▶ **Task to carry out**:
Transcribe the data in full and exactly, omitting any pictures.

▶ **Supplied information**:
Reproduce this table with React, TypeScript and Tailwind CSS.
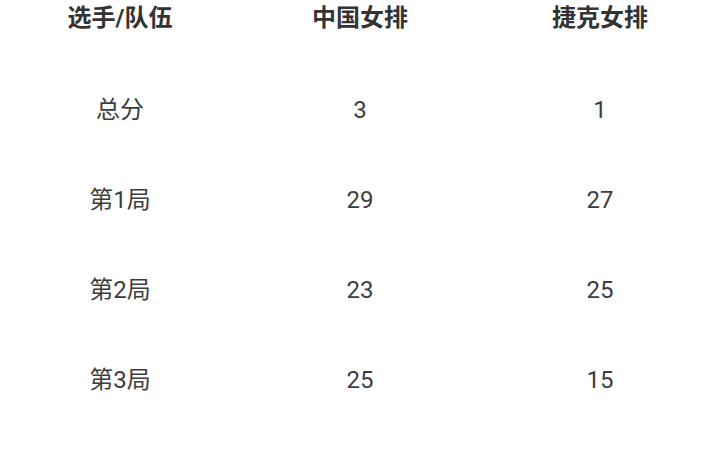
import React from "react";

const rows = [
  ["总分", "3", "1"],
  ["第1局", "29", "27"],
  ["第2局", "23", "25"],
  ["第3局", "25", "15"],
];

export default function App() {
  return (
    <div
      className="w-[720px] h-[451px] bg-white overflow-hidden"
      style={{ fontFamily: "Roboto, 'Noto Sans CJK SC', sans-serif" }}
    >
      <div className="grid grid-cols-3 h-[36px] items-center text-center text-[24px] font-bold text-[#333333]">
        <div>选手/队伍</div>
        <div>中国女排</div>
        <div>捷克女排</div>
      </div>
      <div className="mt-[29px]">
        {rows.map((r, i) => (
          <div
            key={i}
            className="grid grid-cols-3 h-[90px] items-center text-center text-[24px] text-[#3d3d3d]"
          >
            {r.map((c, j) => (
              <div key={j}>{c}</div>
            ))}
          </div>
        ))}
      </div>
    </div>
  );
}
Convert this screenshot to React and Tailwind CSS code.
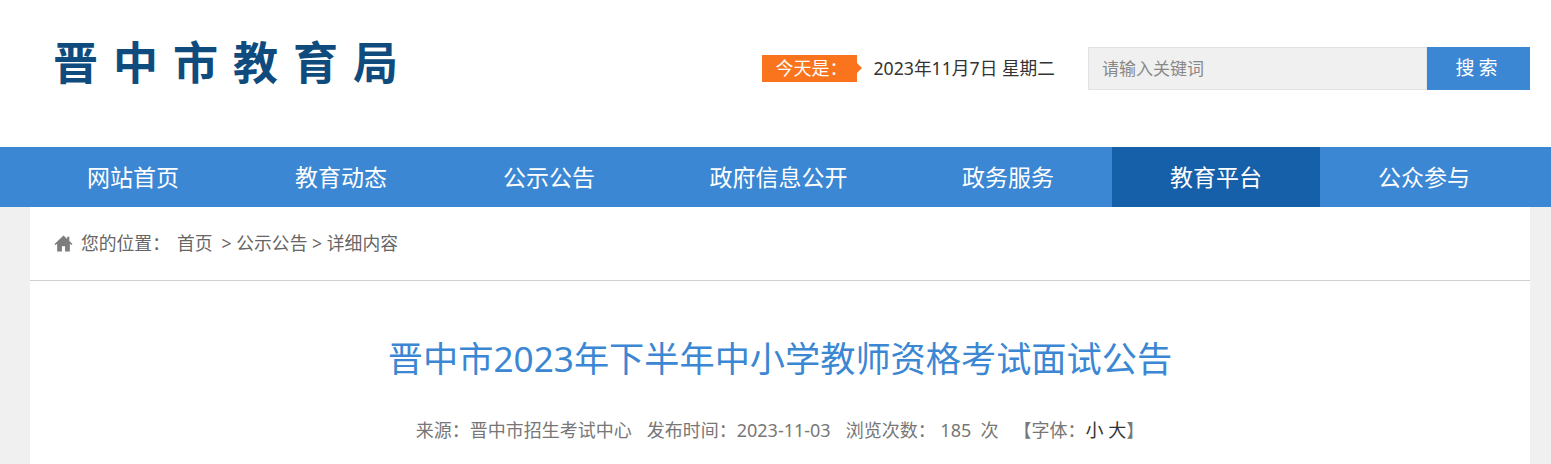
import { Fragment } from 'react';

const font = { fontFamily: '"Noto Sans", "Noto Sans CJK SC", sans-serif' };

const navItems = ['网站首页', '教育动态', '公示公告', '政府信息公开', '政务服务', '教育平台', '公众参与'];
const logoChars = ['晋', '中', '市', '教', '育', '局'];

// Site header with logo, date and search
const Header = () => (
  <div className="h-[147px] bg-white flex items-start pl-[53px] pr-[21px]">
    <div className="flex gap-[15px] mt-[34px] text-[45px] leading-[58px] font-bold text-[#0f4c7d]">
      {logoChars.map((c) => (
        <span key={c}>{c}</span>
      ))}
    </div>
    <div className="ml-auto flex items-center mt-[47px] h-[43px]">
      <div className="relative w-[95px] h-[27px] bg-[#fa741e] text-white text-[18px] leading-[27px] pl-[13px] whitespace-nowrap">
        今天是：
        <span className="absolute right-[-5px] top-[8px] w-0 h-0 border-y-[5px] border-y-transparent border-l-[5px] border-l-[#fa741e]"></span>
      </div>
      <div className="ml-[16px] text-[17.7px] text-[#333] whitespace-nowrap">2023年11月7日 星期二</div>
      <div className="ml-[33px] flex h-[43px]">
        <div className="w-[339px] bg-[#f0f0f0] border border-[#e2e2e2] pl-[13px] text-[17px] leading-[41px] text-[#888]">
          请输入关键词
        </div>
        <div className="w-[103px] bg-[#3b87d4] text-white text-[19px] leading-[43px] text-center tracking-[4px]">搜索</div>
      </div>
    </div>
  </div>
);

const Nav = () => (
  <div className="h-[60px] bg-[#3b87d4] pl-[29px]">
    <div className="grid grid-cols-[208px_208px_208px_251px_208px_208px_208px] h-full">
      {navItems.map((item) => (
        <div
          key={item}
          className={`flex items-center justify-center text-white text-[23px] ${item === '教育平台' ? 'bg-[#1660aa]' : ''}`}
        >
          {item}
        </div>
      ))}
    </div>
  </div>
);

const Breadcrumb = () => (
  <div className="h-[74px] border-b border-[#cfcfcf] flex items-center pl-[24px] text-[17.8px] text-[#666]">
    <svg className="w-[19px] h-[19px] mr-[8px]" viewBox="0 0 18 18" fill="#7d7d7d">
      <path d="M9 1.5 0.5 9.5l1 1L3 9.2V16.5h4.5v-5h3v5H15V9.2l1.5 1.3 1-1L14.5 6.6V2.5H12.5v2.2z" />
    </svg>
    <span>您的位置：</span>
    <span className="ml-[7px]">首页</span>
    <span className="ml-[9px]">&gt; 公示公告 &gt; 详细内容</span>
  </div>
);

const Meta = () => {
  const parts = ['来源：晋中市招生考试中心', '发布时间：2023-11-03', '浏览次数： 185  次'];
  return (
    <div className="mt-[34px] flex justify-center text-[18px] text-[#777] whitespace-pre">
      {parts.map((p) => (
        <Fragment key={p}>
          <span className="mr-[15px]">{p}</span>
        </Fragment>
      ))}
      <span>
        【字体：<span className="text-[#333]">小 大</span>】
      </span>
    </div>
  );
};

export default function App() {
  return (
    <div style={font} className="h-[464px] overflow-hidden bg-[#f0f0f0]">
      <Header />
      <Nav />
      <div className="mx-[30px] w-[1500px] h-[300px] bg-white">
        <Breadcrumb />
        <h1 className="mt-[52px] text-center text-[35.2px] leading-[50px] font-normal text-[#3b87d4]">
          晋中市2023年下半年中小学教师资格考试面试公告
        </h1>
        <Meta />
      </div>
    </div>
  );
}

▶ **Task result**:
Reproduce this table with React, TypeScript and Tailwind CSS.
import React from "react";

const rows = [
  ["总分", "3", "1"],
  ["第1局", "29", "27"],
  ["第2局", "23", "25"],
  ["第3局", "25", "15"],
];

export default function App() {
  return (
    <div
      className="w-[720px] h-[451px] bg-white overflow-hidden"
      style={{ fontFamily: "Roboto, 'Noto Sans CJK SC', sans-serif" }}
    >
      <div className="grid grid-cols-3 h-[36px] items-center text-center text-[24px] font-bold text-[#333333]">
        <div>选手/队伍</div>
        <div>中国女排</div>
        <div>捷克女排</div>
      </div>
      <div className="mt-[29px]">
        {rows.map((r, i) => (
          <div
            key={i}
            className="grid grid-cols-3 h-[90px] items-center text-center text-[24px] text-[#3d3d3d]"
          >
            {r.map((c, j) => (
              <div key={j}>{c}</div>
            ))}
          </div>
        ))}
      </div>
    </div>
  );
}
Convert this screenshot to React and Tailwind CSS code.
import { Fragment } from 'react';

const font = { fontFamily: '"Noto Sans", "Noto Sans CJK SC", sans-serif' };

const navItems = ['网站首页', '教育动态', '公示公告', '政府信息公开', '政务服务', '教育平台', '公众参与'];
const logoChars = ['晋', '中', '市', '教', '育', '局'];

// Site header with logo, date and search
const Header = () => (
  <div className="h-[147px] bg-white flex items-start pl-[53px] pr-[21px]">
    <div className="flex gap-[15px] mt-[34px] text-[45px] leading-[58px] font-bold text-[#0f4c7d]">
      {logoChars.map((c) => (
        <span key={c}>{c}</span>
      ))}
    </div>
    <div className="ml-auto flex items-center mt-[47px] h-[43px]">
      <div className="relative w-[95px] h-[27px] bg-[#fa741e] text-white text-[18px] leading-[27px] pl-[13px] whitespace-nowrap">
        今天是：
        <span className="absolute right-[-5px] top-[8px] w-0 h-0 border-y-[5px] border-y-transparent border-l-[5px] border-l-[#fa741e]"></span>
      </div>
      <div className="ml-[16px] text-[17.7px] text-[#333] whitespace-nowrap">2023年11月7日 星期二</div>
      <div className="ml-[33px] flex h-[43px]">
        <div className="w-[339px] bg-[#f0f0f0] border border-[#e2e2e2] pl-[13px] text-[17px] leading-[41px] text-[#888]">
          请输入关键词
        </div>
        <div className="w-[103px] bg-[#3b87d4] text-white text-[19px] leading-[43px] text-center tracking-[4px]">搜索</div>
      </div>
    </div>
  </div>
);

const Nav = () => (
  <div className="h-[60px] bg-[#3b87d4] pl-[29px]">
    <div className="grid grid-cols-[208px_208px_208px_251px_208px_208px_208px] h-full">
      {navItems.map((item) => (
        <div
          key={item}
          className={`flex items-center justify-center text-white text-[23px] ${item === '教育平台' ? 'bg-[#1660aa]' : ''}`}
        >
          {item}
        </div>
      ))}
    </div>
  </div>
);

const Breadcrumb = () => (
  <div className="h-[74px] border-b border-[#cfcfcf] flex items-center pl-[24px] text-[17.8px] text-[#666]">
    <svg className="w-[19px] h-[19px] mr-[8px]" viewBox="0 0 18 18" fill="#7d7d7d">
      <path d="M9 1.5 0.5 9.5l1 1L3 9.2V16.5h4.5v-5h3v5H15V9.2l1.5 1.3 1-1L14.5 6.6V2.5H12.5v2.2z" />
    </svg>
    <span>您的位置：</span>
    <span className="ml-[7px]">首页</span>
    <span className="ml-[9px]">&gt; 公示公告 &gt; 详细内容</span>
  </div>
);

const Meta = () => {
  const parts = ['来源：晋中市招生考试中心', '发布时间：2023-11-03', '浏览次数： 185  次'];
  return (
    <div className="mt-[34px] flex justify-center text-[18px] text-[#777] whitespace-pre">
      {parts.map((p) => (
        <Fragment key={p}>
          <span className="mr-[15px]">{p}</span>
        </Fragment>
      ))}
      <span>
        【字体：<span className="text-[#333]">小 大</span>】
      </span>
    </div>
  );
};

export default function App() {
  return (
    <div style={font} className="h-[464px] overflow-hidden bg-[#f0f0f0]">
      <Header />
      <Nav />
      <div className="mx-[30px] w-[1500px] h-[300px] bg-white">
        <Breadcrumb />
        <h1 className="mt-[52px] text-center text-[35.2px] leading-[50px] font-normal text-[#3b87d4]">
          晋中市2023年下半年中小学教师资格考试面试公告
        </h1>
        <Meta />
      </div>
    </div>
  );
}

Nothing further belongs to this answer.